We study the low temperature physics of an ultracold atomic gas in the potential formed inside a pumped optical resonator. Here, the height of the cavity potential, and hence the quantum state of the gas, depends not only on the pump parameters, but also on the atomic density through a dynamical ac-Stark shift of the cavity resonance. We derive the Bose-Hubbard model in one dimension and use the strong coupling expansion to determine the parameter regime in which the system is in the Mott-insulator state. We predict the existence of overlapping, competing Mott-insulator states, and bistable behavior in the vicinity of the shifted cavity resonance, controlled by the pump parameters. Outside these parameter regions, the state of the system is in most cases superfluid.

Quantum fidelity in the thermodynamic limit.
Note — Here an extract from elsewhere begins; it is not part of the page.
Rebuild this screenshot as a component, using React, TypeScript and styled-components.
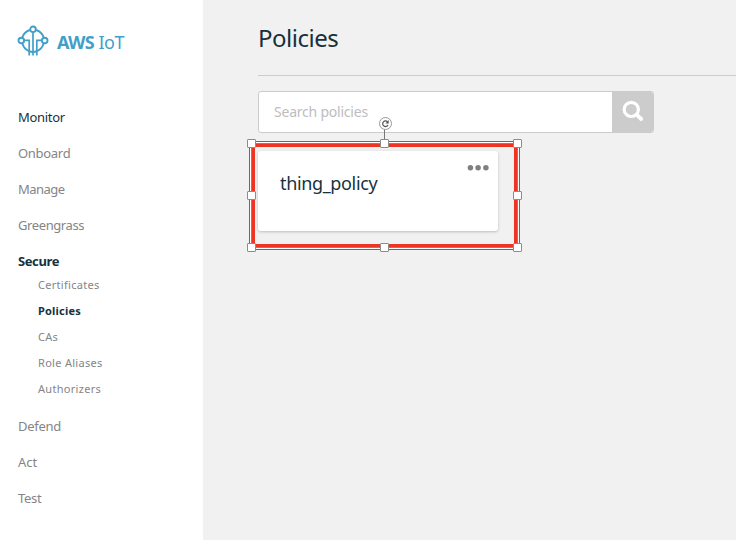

We study quantum fidelity, the overlap between two ground states of a many-body system, focusing on the thermodynamic regime. We show how a drop in fidelity near a critical point encodes universal information about a quantum phase transition. Our general scaling results are illustrated in the quantum Ising chain for which a remarkably simple expression for fidelity is found.

Formation of shock waves in a Bose-Einstein condensate

We consider propagation of density wave packets in a Bose-Einstein condensate. We show that the shape of initially broad, laser-induced, density perturbation changes in the course of free time evolution so that a shock wave front finally forms. Our results are well beyond predictions of commonly used zero-amplitude approach, so they can be useful in extraction of a speed of sound from experimental data. We discuss a simple experimental setup for shock propagation and point out possible limitations of the mean-field approach for description of shock phenomena in a Bose-Einstein condensate.
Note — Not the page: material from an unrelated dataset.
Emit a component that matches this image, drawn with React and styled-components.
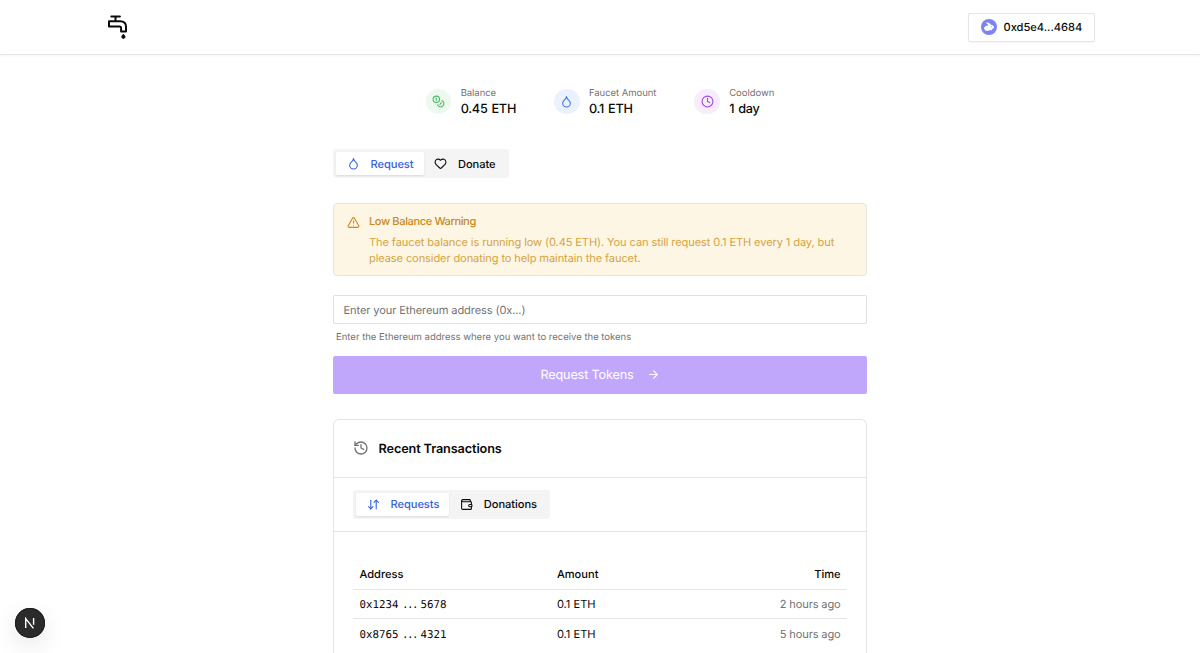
import React, { useState } from 'react';
import styled, { createGlobalStyle } from 'styled-components';
import {
    ArrowDownUp,
    ArrowRight,
    Clock,
    Coins,
    Droplet,
    Heart,
    History,
    TriangleAlert,
    Wallet,
} from 'lucide-react';

const transactions = {
    requests: [
        { from: '0x1234', to: '5678', amount: '0.1 ETH', time: '2 hours ago' },
        { from: '0x8765', to: '4321', amount: '0.1 ETH', time: '5 hours ago' },
    ],
    donations: [],
};

function FaucetLogo() {
    return (
        <svg width="22" height="26" viewBox="0 0 22 26" fill="none" stroke="#0a0a0a" strokeWidth="2">
            <path d="M4.3 2.5h8.6M8.5 2.5v4" strokeLinecap="round" />
            <path
                d="M2 7.3h11.2c3.6 0 5.8 2.2 5.8 5.6v4.6h-4.9v-3.3c0-1-.6-1.6-1.6-1.6H2z"
                strokeLinejoin="round"
            />
            <path d="M16.4 20.2c1 1.1 1.6 1.8 1.6 2.6a1.6 1.6 0 0 1-3.2 0c0-.8.6-1.5 1.6-2.6z" fill="#0a0a0a" strokeWidth="1" />
        </svg>
    );
}

function RabbitAvatar() {
    return (
        <svg width="16" height="16" viewBox="0 0 16 16">
            <circle cx="8" cy="8" r="8" fill="#7c84f2" />
            <path
                d="M5.4 3.5c2-.3 3.9.7 4.5 2.3 1.9.2 3.2 1.4 3.2 2.7 0 .9-1.2 1.3-2.3 1.4l.6 1.3H9.9l-.7-.8-.9 1.4H5c-.8 0-1-.6-.6-1-1-.1-1.5-.8-1.4-1.5.1-1.8 2-2.5 4.3-2.8C6.9 5.3 6 4.7 5.2 4.3c-.4-.2-.2-.7.2-.8z"
                fill="#fff"
            />
            <circle cx="10.6" cy="7.7" r=".5" fill="#7c84f2" />
        </svg>
    );
}

function App() {
    const [mode, setMode] = useState('request');
    const [list, setList] = useState('requests');

    return (
        <>
            <GlobalStyle />
            <Header>
                <HeaderInner>
                    <FaucetLogo />
                    <AccountButton>
                        <RabbitAvatar />
                        0xd5e4...4684
                    </AccountButton>
                </HeaderInner>
            </Header>

            <Main>
                <Stats>
                    <Stat>
                        <StatIcon $color="#4fb866" $bg="#edf9ef"><Coins size={13} /></StatIcon>
                        <div>
                            <StatLabel>Balance</StatLabel>
                            <StatValue>0.45 ETH</StatValue>
                        </div>
                    </Stat>
                    <Stat>
                        <StatIcon $color="#4170e8" $bg="#ebf2fe"><Droplet size={13} /></StatIcon>
                        <div>
                            <StatLabel>Faucet Amount</StatLabel>
                            <StatValue>0.1 ETH</StatValue>
                        </div>
                    </Stat>
                    <Stat>
                        <StatIcon $color="#a445e8" $bg="#f6ecfe"><Clock size={13} /></StatIcon>
                        <div>
                            <StatLabel>Cooldown</StatLabel>
                            <StatValue>1 day</StatValue>
                        </div>
                    </Stat>
                </Stats>

                <TabList>
                    <Tab $active={mode === 'request'} onClick={() => setMode('request')}>
                        <Droplet size={13} />
                        Request
                    </Tab>
                    <Tab $active={mode === 'donate'} onClick={() => setMode('donate')}>
                        <Heart size={13} />
                        Donate
                    </Tab>
                </TabList>

                <Warning>
                    <TriangleAlert size={13} />
                    <div>
                        <WarningTitle>Low Balance Warning</WarningTitle>
                        <WarningText>
                            The faucet balance is running low (0.45 ETH). You can still request 0.1 ETH every
                            1 day, but please consider donating to help maintain the faucet.
                        </WarningText>
                    </div>
                </Warning>

                <AddressInput placeholder="Enter your Ethereum address (0x...)" />
                <Hint>Enter the Ethereum address where you want to receive the tokens</Hint>
                <SubmitButton>
                    Request Tokens
                    <ArrowRight size={13} />
                </SubmitButton>

                <Card>
                    <CardHeader>
                        <History size={16} />
                        <CardTitle>Recent Transactions</CardTitle>
                    </CardHeader>
                    <CardTabs>
                        <TabList>
                            <Tab $active={list === 'requests'} onClick={() => setList('requests')}>
                                <ArrowDownUp size={13} />
                                Requests
                            </Tab>
                            <Tab $active={list === 'donations'} onClick={() => setList('donations')}>
                                <Wallet size={13} />
                                Donations
                            </Tab>
                        </TabList>
                    </CardTabs>
                    <Table>
                        <HeadRow>
                            <span>Address</span>
                            <span>Amount</span>
                            <span>Time</span>
                        </HeadRow>
                        {transactions[list].map((tx) => (
                            <Row key={tx.from}>
                                <Address>
                                    <span>{tx.from}</span>
                                    <Dots>...</Dots>
                                    <span>{tx.to}</span>
                                </Address>
                                <span>{tx.amount}</span>
                                <Time>{tx.time}</Time>
                            </Row>
                        ))}
                    </Table>
                </Card>
            </Main>

            <DevBadge>
                <svg width="12" height="12" viewBox="0 0 12 12" fill="none" stroke="#fff" strokeWidth="1.4">
                    <path d="M1.7 11V1.6L9.4 11.4" />
                    <path d="M9.6 1v6.8" />
                </svg>
            </DevBadge>
        </>
    );
}

export default App;

const GlobalStyle = createGlobalStyle`
    * {
        box-sizing: border-box;
    }
    body {
        margin: 0;
        height: 100vh;
        overflow: hidden;
        background: #fff;
        color: #0a0a0a;
        font-family: Inter, "Liberation Sans", sans-serif;
        font-size: 11.1px;
        text-rendering: geometricPrecision;
    }
    button, input {
        font-family: inherit;
        text-rendering: inherit;
    }
    svg {
        flex-shrink: 0;
    }
`;

const Header = styled.header`
    height: 55px;
    border-bottom: 1px solid #e5e5e5;
    box-shadow: 0 1px 2px rgba(0, 0, 0, 0.04);
`;

const HeaderInner = styled.div`
    width: 990px;
    height: 54px;
    margin: 0 auto;
    padding-left: 2px;
    display: flex;
    align-items: center;
    justify-content: space-between;
`;

const AccountButton = styled.button`
    display: flex;
    align-items: center;
    gap: 6.5px;
    width: 127.5px;
    height: 29px;
    padding: 0 12.5px;
    border: 1px solid #e5e5e5;
    border-radius: 2px;
    background: #fff;
    box-shadow: 0 1px 2px rgba(0, 0, 0, 0.04);
    color: #0a0a0a;
    font-size: 11.1px;
    font-weight: 500;
    white-space: nowrap;
`;

const Main = styled.main`
    width: 534px;
    margin: 0 auto;
    padding-top: 31px;
`;

const Stats = styled.div`
    display: flex;
    justify-content: center;
    gap: 38px;
    height: 32px;
    margin-bottom: 31.3px;
`;

const Stat = styled.div`
    display: flex;
    align-items: center;
    gap: 9.5px;
`;

const StatIcon = styled.div`
    display: flex;
    align-items: center;
    justify-content: center;
    width: 25.4px;
    height: 25.4px;
    margin-bottom: 1px;
    border-radius: 50%;
    background: ${(props) => props.$bg};
    color: ${(props) => props.$color};
`;

const StatLabel = styled.div`
    padding-top: 2px;
    color: #737373;
    font-size: 9.5px;
    line-height: 13px;
    letter-spacing: -0.05px;
`;

const StatValue = styled.div`
    font-size: 12.7px;
    font-weight: 500;
    line-height: 19px;
    letter-spacing: -0.25px;
    word-spacing: 0.8px;
`;

const TabList = styled.div`
    display: inline-flex;
    height: 28.5px;
    padding: 3px;
    border-radius: 3px;
    background: #f4f4f4;
`;

const Tab = styled.button`
    display: flex;
    align-items: center;
    gap: 11px;
    padding: 0 10px 0 10.5px;
    border: none;
    border-radius: 2px;
    background: ${(props) => (props.$active ? '#fff' : 'transparent')};
    box-shadow: ${(props) => (props.$active ? '0 1px 2px rgba(0, 0, 0, 0.1)' : 'none')};
    color: ${(props) => (props.$active ? '#3563dc' : '#0a0a0a')};
    font-size: 11.1px;
    font-weight: 500;
    letter-spacing: -0.05px;
`;

const Warning = styled.div`
    display: flex;
    gap: 9.5px;
    height: 73px;
    margin-top: 25px;
    padding: 11.5px 12.5px;
    border: 1px solid #e8e5dc;
    border-radius: 4px;
    background: #fdf6e5;
    color: #c98a1b;

    > svg {
        margin-top: 1px;
    }
`;

const WarningTitle = styled.div`
    font-weight: 500;
    line-height: 12px;
    letter-spacing: -0.4px;
`;

const WarningText = styled.div`
    margin-top: 6.5px;
    color: #d5a440;
    line-height: 16px;
    letter-spacing: -0.12px;
`;

const AddressInput = styled.input`
    display: block;
    width: 100%;
    height: 29px;
    margin-top: 19px;
    padding: 1px 9.5px 0;
    border: 1px solid #e0e0e0;
    border-radius: 2px;
    font-size: 11.1px;
    letter-spacing: -0.12px;

    &::placeholder {
        color: #737373;
    }
`;

const Hint = styled.p`
    margin: 7.3px 0 0 3px;
    color: #737373;
    font-size: 9.5px;
    line-height: 13px;
`;

const SubmitButton = styled.button`
    display: flex;
    align-items: center;
    justify-content: center;
    gap: 13px;
    width: 100%;
    height: 38px;
    margin-top: 11.8px;
    padding-top: 2px;
    border: none;
    border-radius: 2px;
    background: #c1a7fc;
    color: #fff;
    font-size: 12.7px;
    letter-spacing: -0.17px;

    > svg {
        margin-bottom: 2px;
    }
`;

const Card = styled.section`
    margin-top: 25.1px;
    height: 234px;
    border: 1px solid #e5e5e5;
    border-bottom: none;
    border-radius: 6px 6px 0 0;
`;

const CardHeader = styled.div`
    display: flex;
    align-items: center;
    gap: 9.5px;
    height: 58px;
    padding: 0 19px;
    border-bottom: 1px solid #e5e5e5;

    > svg {
        margin-bottom: 1px;
        color: #737373;
    }
`;

const CardTitle = styled.h2`
    margin: 0;
    padding-top: 2px;
    font-size: 12.7px;
    font-weight: 600;
    letter-spacing: -0.12px;
`;

const CardTabs = styled.div`
    display: flex;
    align-items: center;
    height: 54px;
    padding: 0 19px;
    border-bottom: 1px solid #e5e5e5;
`;

const Table = styled.div`
    padding: 27px 19px 0;
`;

const Row = styled.div`
    display: grid;
    grid-template-columns: 197.5px 1fr auto;
    align-items: center;
    height: 29.4px;
    padding: 0 6.4px;
    border-bottom: 1px solid #e5e5e5;

    &:last-child {
        border-bottom: none;
    }
`;

const HeadRow = styled(Row)`
    height: 31px;
    font-weight: 500;
`;

const Address = styled.div`
    display: flex;
    gap: 3.5px;
    font-family: "DejaVu Sans Mono", monospace;
    font-size: 10.8px;
`;

const Dots = styled.span`
    letter-spacing: -1.5px;
`;

const Time = styled.span`
    color: #737373;
    letter-spacing: -0.15px;
`;

const DevBadge = styled.div`
    position: fixed;
    left: 15px;
    bottom: 15px;
    display: flex;
    align-items: center;
    justify-content: center;
    width: 30px;
    height: 30px;
    border-radius: 50%;
    background: #2b2b2b;
    box-shadow: 0 0 0 1px #1c1c1c inset, 0 8px 24px rgba(0, 0, 0, 0.1);
`;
Dynamics of a quantum phase transition in a ferromagnetic Bose-Einstein condensate.

We discuss dynamics of a slow quantum phase transition in a spin-1 Bose-Einstein condensate. We analytically determine the scaling properties of the system magnetization and verify them with numerical simulations in a one dimensional model.

Quantum gases in trimerized kagome lattices

We study low-temperature properties of atomic gases in trimerized optical kagome lattices. The laser arrangements that can be used to create these lattices are briefly described. We also present explicit results for the coupling constants of the generalized Hubbard models that can be realized in such lattices. In the case of a single-component Bose gas the existence of a Mott insulator phase with fractional numbers of particles per trimer is verified in a mean-field approach. The main emphasis of the paper is on an atomic spinless interacting Fermi gas in the trimerized kagome lattice with two fermions per site. This system is shown to be described by a quantum spin-1 / 2 model on the triangular lattice with couplings that depend on the bond directions. We investigate this model by means of exact diagonalization. Our key finding is that the system exhibits nonstandard properties of a quantum spin-liquid crystal: it combines planar antiferromagnetic order in the ground state with an exceptionally large number of low-energy excitations. The possibilities of experimental verification of our theoretical results are critically discussed.
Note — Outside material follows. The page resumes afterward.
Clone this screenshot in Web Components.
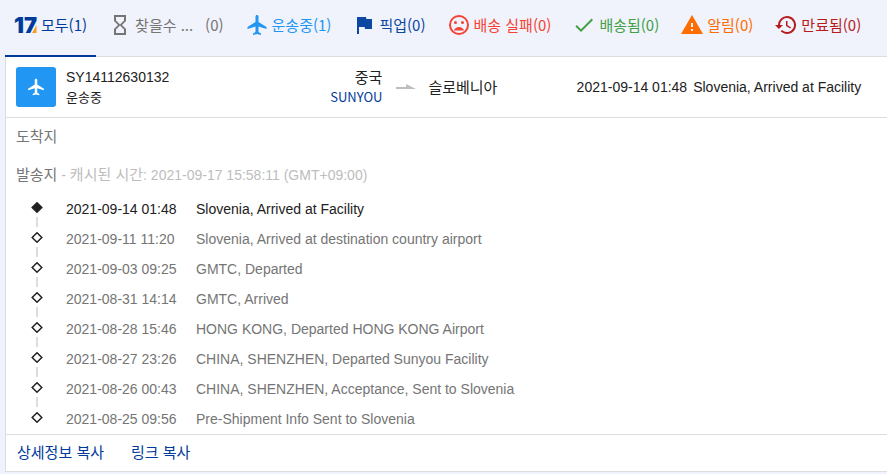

Adiabatic-impulse approximation for avoided level crossings : From phase-transition dynamics to Landau-Zener evolutions and back again

We show that a simple approximation based on concepts underlying the Kibble-Zurek theory of second order phase-transition dynamics can be used to treat avoided level crossing problems. The approach discussed in this paper provides an intuitive insight into quantum dynamics of two-level systems, and may serve as a link between the theory of dynamics of classical and quantum phase transitions. To illustrate these ideas we analyze dynamics of a paramagnet-ferromagnet quantum phase transition in the Ising model. We also present exact unpublished solutions of the Landau-Zener-like problems.

Exact results for fidelity susceptibility of the quantum Ising model: the interplay between parity, system size, and magnetic field

We derive an exact closed-form expression for fidelity susceptibility of even- and odd-sized quantum Ising chains in a transverse field. To this aim, we diagonalize the Ising Hamiltonian and study the gap between its positive and negative parity subspaces. We derive an exact closed-form expression for the gap and use it to identify the parity of the ground state. We point out the misunderstanding in some of the former studies of fidelity susceptibility and discuss its consequences. Last but not least, we rigorously analyze the properties of the gap. For example, we derive analytical expressions showing its exponential dependence on the ratio between the system size and the correlation length.